> _Data listing_
------

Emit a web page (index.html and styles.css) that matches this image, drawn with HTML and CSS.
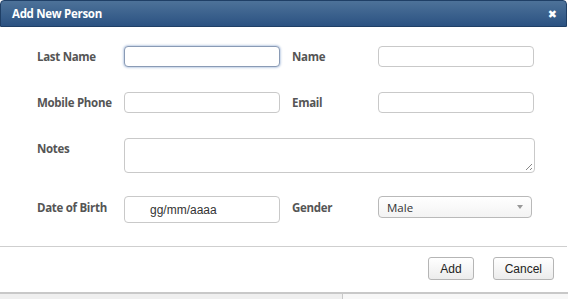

------

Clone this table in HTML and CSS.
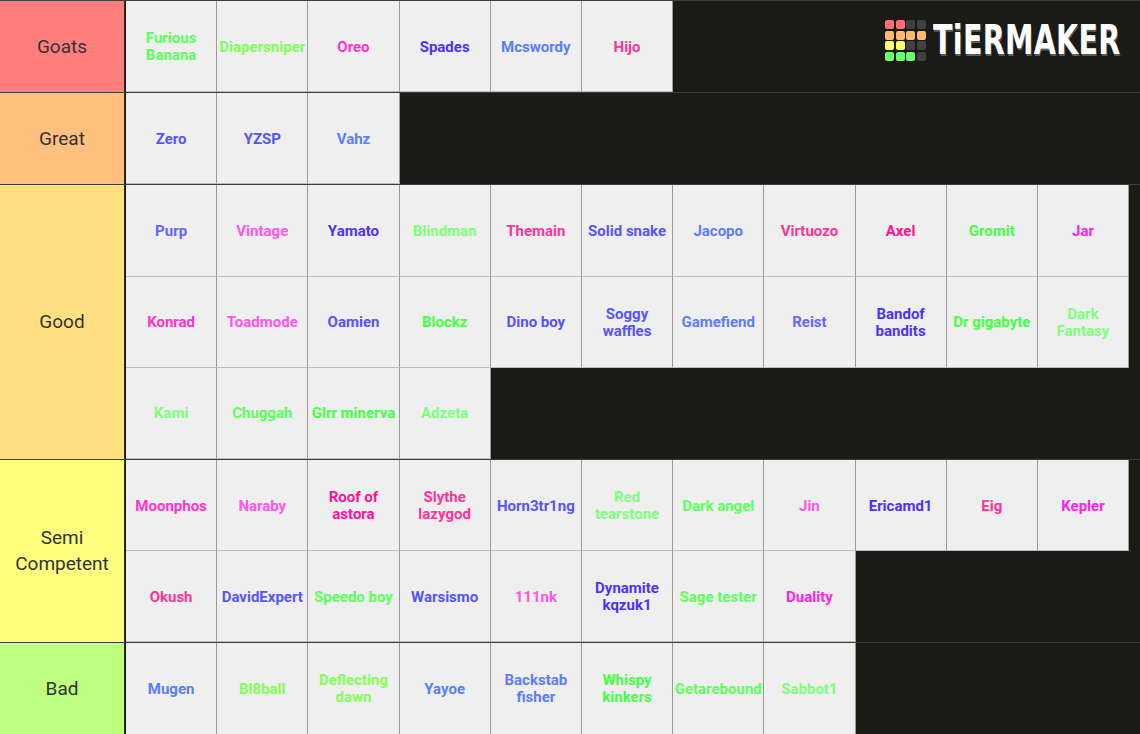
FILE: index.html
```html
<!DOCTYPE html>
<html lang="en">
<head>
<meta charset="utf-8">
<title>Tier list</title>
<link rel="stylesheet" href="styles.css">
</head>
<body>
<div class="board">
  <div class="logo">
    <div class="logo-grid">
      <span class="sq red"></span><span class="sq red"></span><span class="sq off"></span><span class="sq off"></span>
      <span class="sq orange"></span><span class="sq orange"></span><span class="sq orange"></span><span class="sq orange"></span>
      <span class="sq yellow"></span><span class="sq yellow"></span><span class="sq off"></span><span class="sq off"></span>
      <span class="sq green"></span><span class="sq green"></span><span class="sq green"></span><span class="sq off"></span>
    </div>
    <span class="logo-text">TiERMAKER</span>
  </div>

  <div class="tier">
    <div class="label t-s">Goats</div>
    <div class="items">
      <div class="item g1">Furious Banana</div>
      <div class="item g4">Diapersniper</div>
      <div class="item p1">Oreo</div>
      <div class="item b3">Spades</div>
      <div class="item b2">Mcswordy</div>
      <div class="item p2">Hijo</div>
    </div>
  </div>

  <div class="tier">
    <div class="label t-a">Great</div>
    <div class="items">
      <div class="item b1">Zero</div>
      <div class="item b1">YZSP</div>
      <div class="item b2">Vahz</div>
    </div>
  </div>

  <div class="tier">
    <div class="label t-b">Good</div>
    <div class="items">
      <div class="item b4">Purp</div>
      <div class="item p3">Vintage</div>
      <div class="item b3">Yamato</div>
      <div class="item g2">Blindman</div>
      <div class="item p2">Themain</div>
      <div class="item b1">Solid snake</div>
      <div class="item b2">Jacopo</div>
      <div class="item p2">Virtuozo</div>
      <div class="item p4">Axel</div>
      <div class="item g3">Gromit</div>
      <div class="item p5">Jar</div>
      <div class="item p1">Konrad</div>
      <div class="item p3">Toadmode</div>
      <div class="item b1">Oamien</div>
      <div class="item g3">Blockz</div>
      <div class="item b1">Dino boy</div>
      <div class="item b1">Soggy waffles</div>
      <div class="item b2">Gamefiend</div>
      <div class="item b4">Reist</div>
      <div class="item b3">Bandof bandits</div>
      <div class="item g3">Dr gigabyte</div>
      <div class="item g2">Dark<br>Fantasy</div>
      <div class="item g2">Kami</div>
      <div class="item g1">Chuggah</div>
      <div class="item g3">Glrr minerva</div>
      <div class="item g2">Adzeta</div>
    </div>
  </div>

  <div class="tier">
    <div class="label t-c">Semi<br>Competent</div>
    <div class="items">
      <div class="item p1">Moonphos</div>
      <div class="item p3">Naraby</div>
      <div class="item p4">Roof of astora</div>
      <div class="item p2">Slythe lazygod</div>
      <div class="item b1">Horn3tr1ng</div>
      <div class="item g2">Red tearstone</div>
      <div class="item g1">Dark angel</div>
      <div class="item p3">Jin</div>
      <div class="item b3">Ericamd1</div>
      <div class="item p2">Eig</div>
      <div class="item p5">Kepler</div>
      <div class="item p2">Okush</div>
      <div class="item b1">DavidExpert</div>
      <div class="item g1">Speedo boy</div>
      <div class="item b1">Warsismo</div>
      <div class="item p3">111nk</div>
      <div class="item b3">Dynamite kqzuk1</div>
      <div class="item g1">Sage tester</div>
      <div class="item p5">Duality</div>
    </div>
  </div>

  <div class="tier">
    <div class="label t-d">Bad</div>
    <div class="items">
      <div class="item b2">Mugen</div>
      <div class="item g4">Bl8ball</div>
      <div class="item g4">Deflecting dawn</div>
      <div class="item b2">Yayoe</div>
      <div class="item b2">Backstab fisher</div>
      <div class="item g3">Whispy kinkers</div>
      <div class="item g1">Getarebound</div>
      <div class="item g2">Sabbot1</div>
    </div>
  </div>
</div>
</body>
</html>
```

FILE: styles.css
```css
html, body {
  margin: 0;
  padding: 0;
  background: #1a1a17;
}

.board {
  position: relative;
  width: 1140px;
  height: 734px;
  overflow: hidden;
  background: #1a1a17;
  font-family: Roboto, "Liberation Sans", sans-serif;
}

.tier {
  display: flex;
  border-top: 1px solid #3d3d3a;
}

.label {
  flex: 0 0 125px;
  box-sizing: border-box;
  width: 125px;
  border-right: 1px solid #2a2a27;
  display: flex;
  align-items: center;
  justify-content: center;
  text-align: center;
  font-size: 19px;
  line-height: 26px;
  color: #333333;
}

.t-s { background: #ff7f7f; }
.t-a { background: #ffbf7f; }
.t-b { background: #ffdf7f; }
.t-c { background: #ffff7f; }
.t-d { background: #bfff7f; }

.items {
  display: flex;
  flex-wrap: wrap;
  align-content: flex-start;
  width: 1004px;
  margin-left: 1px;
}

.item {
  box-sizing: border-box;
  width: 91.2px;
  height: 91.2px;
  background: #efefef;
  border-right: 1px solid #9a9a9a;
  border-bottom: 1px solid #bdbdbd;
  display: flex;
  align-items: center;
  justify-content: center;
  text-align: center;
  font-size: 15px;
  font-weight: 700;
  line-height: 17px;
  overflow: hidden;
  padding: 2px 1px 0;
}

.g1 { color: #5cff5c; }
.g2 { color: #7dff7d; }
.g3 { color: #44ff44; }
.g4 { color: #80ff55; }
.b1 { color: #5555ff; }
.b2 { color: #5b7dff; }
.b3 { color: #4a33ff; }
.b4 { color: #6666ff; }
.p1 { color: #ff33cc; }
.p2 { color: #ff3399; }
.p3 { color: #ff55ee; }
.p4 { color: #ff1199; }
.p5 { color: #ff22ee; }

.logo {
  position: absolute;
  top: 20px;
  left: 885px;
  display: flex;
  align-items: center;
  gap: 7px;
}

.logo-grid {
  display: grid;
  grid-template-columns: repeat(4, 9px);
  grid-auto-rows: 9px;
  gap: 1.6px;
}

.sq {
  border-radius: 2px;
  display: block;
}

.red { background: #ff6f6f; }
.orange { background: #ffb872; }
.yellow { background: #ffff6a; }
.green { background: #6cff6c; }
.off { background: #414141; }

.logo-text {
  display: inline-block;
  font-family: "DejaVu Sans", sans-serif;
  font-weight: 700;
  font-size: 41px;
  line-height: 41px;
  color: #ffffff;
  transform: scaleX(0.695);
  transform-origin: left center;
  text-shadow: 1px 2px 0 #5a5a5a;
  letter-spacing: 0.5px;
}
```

------

> _Task requirements_
Gather each line from the entries above that includes the word "styles".

> _Result of this exercise_
Emit a web page (index.html and styles.css) that matches this image, drawn with HTML and CSS.
<link rel="stylesheet" href="styles.css">
FILE: styles.css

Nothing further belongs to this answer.